> _What the task asks_
Give the data below again exactly as written, without its pictures.

> _Recorded data_
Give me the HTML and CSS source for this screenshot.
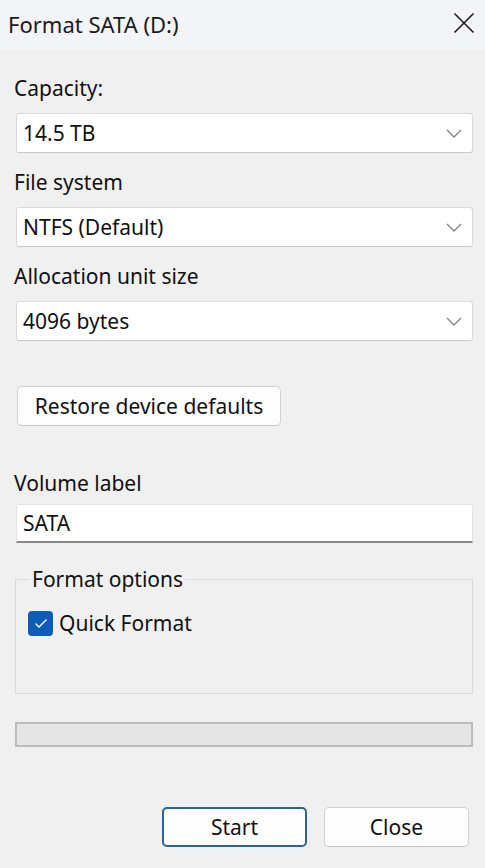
FILE: index.html
```html
<!DOCTYPE html>
<html lang="en">
<head>
<meta charset="utf-8">
<title>Format SATA (D:)</title>
<link rel="stylesheet" href="styles.css">
</head>
<body>
<div class="dialog">
  <header class="titlebar">
    <span class="title">Format SATA (D:)</span>
    <span class="close-x" aria-label="Close">
      <svg width="22" height="22" viewBox="0 0 22 22"><path d="M1.5 1.5 L20.5 20.5 M20.5 1.5 L1.5 20.5" stroke="#1b1b1b" stroke-width="1.6" fill="none"/></svg>
    </span>
  </header>

  <main class="content">
    <div class="label first">Capacity:</div>
    <div class="combo"><span>14.5 TB</span><svg class="chev" width="16" height="9" viewBox="0 0 16 9"><path d="M1 1 L8 8 L15 1" stroke="#808080" stroke-width="1.3" fill="none"/></svg></div>

    <div class="label">File system</div>
    <div class="combo"><span>NTFS (Default)</span><svg class="chev" width="16" height="9" viewBox="0 0 16 9"><path d="M1 1 L8 8 L15 1" stroke="#808080" stroke-width="1.3" fill="none"/></svg></div>

    <div class="label">Allocation unit size</div>
    <div class="combo"><span>4096 bytes</span><svg class="chev" width="16" height="9" viewBox="0 0 16 9"><path d="M1 1 L8 8 L15 1" stroke="#808080" stroke-width="1.3" fill="none"/></svg></div>

    <button class="btn restore" type="button">Restore device defaults</button>

    <div class="label volume">Volume label</div>
    <div class="textbox">SATA</div>

    <fieldset class="group">
      <legend>Format options</legend>
      <label class="check">
        <span class="box"><svg width="14" height="11" viewBox="0 0 14 11"><path d="M1.5 5.5 L5 9 L12.5 1.5" stroke="#ffffff" stroke-width="1.3" fill="none"/></svg></span>
        <span>Quick Format</span>
      </label>
    </fieldset>

    <div class="progress"></div>

    <div class="actions">
      <button class="btn default" type="button">Start</button>
      <button class="btn" type="button">Close</button>
    </div>
  </main>
</div>
</body>
</html>
```

FILE: styles.css
```css
html, body {
  margin: 0;
  padding: 0;
}
body {
  background: #f0f0f0;
  font-family: "Noto Sans", "Open Sans", sans-serif;
  font-size: 21px;
  color: #111;
  width: 485px;
  height: 868px;
  overflow: hidden;
}
.dialog {
  display: flex;
  flex-direction: column;
}
.titlebar {
  height: 50px;
  background: #f3f4f7;
  display: flex;
  align-items: center;
  justify-content: space-between;
  padding: 0 10px 0 8px;
  box-sizing: border-box;
}
.title {
  font-size: 22px;
  color: #1a1a1a;
  margin-top: -2px;
}
.close-x {
  display: flex;
  margin-top: -4px;
}
.content {
  padding: 0 12px 0 15px;
  display: flex;
  flex-direction: column;
}
.label {
  height: 24px;
  line-height: 24px;
  margin-top: 17px;
  margin-left: -1px;
}
.label.first {
  margin-top: 26px;
}
.combo {
  margin-top: 13px;
  height: 40px;
  box-sizing: border-box;
  background: #fff;
  border: 1px solid #dadada;
  border-bottom-color: #c8c8c8;
  border-radius: 3px;
  margin-left: 1px;
  display: flex;
  align-items: center;
  justify-content: space-between;
  padding: 0 10px 0 6px;
}
.chev {
  display: block;
}
.btn {
  font-family: inherit;
  font-size: 21px;
  color: #111;
  background: #fdfdfd;
  border: 1px solid #d0d0d0;
  border-bottom-color: #c2c2c2;
  border-radius: 5px;
  height: 40px;
  padding: 0;
  box-sizing: border-box;
}
.restore {
  margin-top: 45px;
  margin-left: 2px;
  width: 264px;
}
.label.volume {
  margin-top: 45px;
}
.textbox {
  margin-top: 9px;
  margin-left: 1px;
  height: 39px;
  box-sizing: border-box;
  background: #fff;
  border: 1px solid #e4e4e4;
  border-bottom: 2px solid #8a8a8a;
  border-radius: 3px 3px 0 0;
  padding: 0 6px;
  display: flex;
  align-items: center;
}
.group {
  margin: 25px 0 0 0;
  padding: 19px 12px 0 12px;
  height: 126px;
  box-sizing: border-box;
  border: 1px solid #dcdcdc;
  min-width: 0;
}
.group legend {
  padding: 0 2px;
  margin-left: 2px;
  line-height: 22px;
}
.check {
  display: flex;
  align-items: center;
  gap: 6px;
  margin-left: 0;
}
.box {
  width: 25px;
  height: 25px;
  border-radius: 4px;
  background: #0f5bb8;
  display: flex;
  align-items: center;
  justify-content: center;
}
.box svg {
  display: block;
}
.progress {
  margin-top: 28px;
  height: 25px;
  box-sizing: border-box;
  border: 2px solid #bcbcbc;
  background: #e5e5e5;
}
.actions {
  margin-top: 60px;
  display: flex;
  justify-content: flex-end;
  gap: 17px;
  padding-right: 4px;
}
.actions .btn {
  width: 145px;
}
.btn.default {
  border: 2px solid #2a64a0;
}
```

> _Finished exercise_
Give me the HTML and CSS source for this screenshot.
FILE: index.html
```html
<!DOCTYPE html>
<html lang="en">
<head>
<meta charset="utf-8">
<title>Format SATA (D:)</title>
<link rel="stylesheet" href="styles.css">
</head>
<body>
<div class="dialog">
  <header class="titlebar">
    <span class="title">Format SATA (D:)</span>
    <span class="close-x" aria-label="Close">
      <svg width="22" height="22" viewBox="0 0 22 22"><path d="M1.5 1.5 L20.5 20.5 M20.5 1.5 L1.5 20.5" stroke="#1b1b1b" stroke-width="1.6" fill="none"/></svg>
    </span>
  </header>

  <main class="content">
    <div class="label first">Capacity:</div>
    <div class="combo"><span>14.5 TB</span><svg class="chev" width="16" height="9" viewBox="0 0 16 9"><path d="M1 1 L8 8 L15 1" stroke="#808080" stroke-width="1.3" fill="none"/></svg></div>

    <div class="label">File system</div>
    <div class="combo"><span>NTFS (Default)</span><svg class="chev" width="16" height="9" viewBox="0 0 16 9"><path d="M1 1 L8 8 L15 1" stroke="#808080" stroke-width="1.3" fill="none"/></svg></div>

    <div class="label">Allocation unit size</div>
    <div class="combo"><span>4096 bytes</span><svg class="chev" width="16" height="9" viewBox="0 0 16 9"><path d="M1 1 L8 8 L15 1" stroke="#808080" stroke-width="1.3" fill="none"/></svg></div>

    <button class="btn restore" type="button">Restore device defaults</button>

    <div class="label volume">Volume label</div>
    <div class="textbox">SATA</div>

    <fieldset class="group">
      <legend>Format options</legend>
      <label class="check">
        <span class="box"><svg width="14" height="11" viewBox="0 0 14 11"><path d="M1.5 5.5 L5 9 L12.5 1.5" stroke="#ffffff" stroke-width="1.3" fill="none"/></svg></span>
        <span>Quick Format</span>
      </label>
    </fieldset>

    <div class="progress"></div>

    <div class="actions">
      <button class="btn default" type="button">Start</button>
      <button class="btn" type="button">Close</button>
    </div>
  </main>
</div>
</body>
</html>
```

FILE: styles.css
```css
html, body {
  margin: 0;
  padding: 0;
}
body {
  background: #f0f0f0;
  font-family: "Noto Sans", "Open Sans", sans-serif;
  font-size: 21px;
  color: #111;
  width: 485px;
  height: 868px;
  overflow: hidden;
}
.dialog {
  display: flex;
  flex-direction: column;
}
.titlebar {
  height: 50px;
  background: #f3f4f7;
  display: flex;
  align-items: center;
  justify-content: space-between;
  padding: 0 10px 0 8px;
  box-sizing: border-box;
}
.title {
  font-size: 22px;
  color: #1a1a1a;
  margin-top: -2px;
}
.close-x {
  display: flex;
  margin-top: -4px;
}
.content {
  padding: 0 12px 0 15px;
  display: flex;
  flex-direction: column;
}
.label {
  height: 24px;
  line-height: 24px;
  margin-top: 17px;
  margin-left: -1px;
}
.label.first {
  margin-top: 26px;
}
.combo {
  margin-top: 13px;
  height: 40px;
  box-sizing: border-box;
  background: #fff;
  border: 1px solid #dadada;
  border-bottom-color: #c8c8c8;
  border-radius: 3px;
  margin-left: 1px;
  display: flex;
  align-items: center;
  justify-content: space-between;
  padding: 0 10px 0 6px;
}
.chev {
  display: block;
}
.btn {
  font-family: inherit;
  font-size: 21px;
  color: #111;
  background: #fdfdfd;
  border: 1px solid #d0d0d0;
  border-bottom-color: #c2c2c2;
  border-radius: 5px;
  height: 40px;
  padding: 0;
  box-sizing: border-box;
}
.restore {
  margin-top: 45px;
  margin-left: 2px;
  width: 264px;
}
.label.volume {
  margin-top: 45px;
}
.textbox {
  margin-top: 9px;
  margin-left: 1px;
  height: 39px;
  box-sizing: border-box;
  background: #fff;
  border: 1px solid #e4e4e4;
  border-bottom: 2px solid #8a8a8a;
  border-radius: 3px 3px 0 0;
  padding: 0 6px;
  display: flex;
  align-items: center;
}
.group {
  margin: 25px 0 0 0;
  padding: 19px 12px 0 12px;
  height: 126px;
  box-sizing: border-box;
  border: 1px solid #dcdcdc;
  min-width: 0;
}
.group legend {
  padding: 0 2px;
  margin-left: 2px;
  line-height: 22px;
}
.check {
  display: flex;
  align-items: center;
  gap: 6px;
  margin-left: 0;
}
.box {
  width: 25px;
  height: 25px;
  border-radius: 4px;
  background: #0f5bb8;
  display: flex;
  align-items: center;
  justify-content: center;
}
.box svg {
  display: block;
}
.progress {
  margin-top: 28px;
  height: 25px;
  box-sizing: border-box;
  border: 2px solid #bcbcbc;
  background: #e5e5e5;
}
.actions {
  margin-top: 60px;
  display: flex;
  justify-content: flex-end;
  gap: 17px;
  padding-right: 4px;
}
.actions .btn {
  width: 145px;
}
.btn.default {
  border: 2px solid #2a64a0;
}
```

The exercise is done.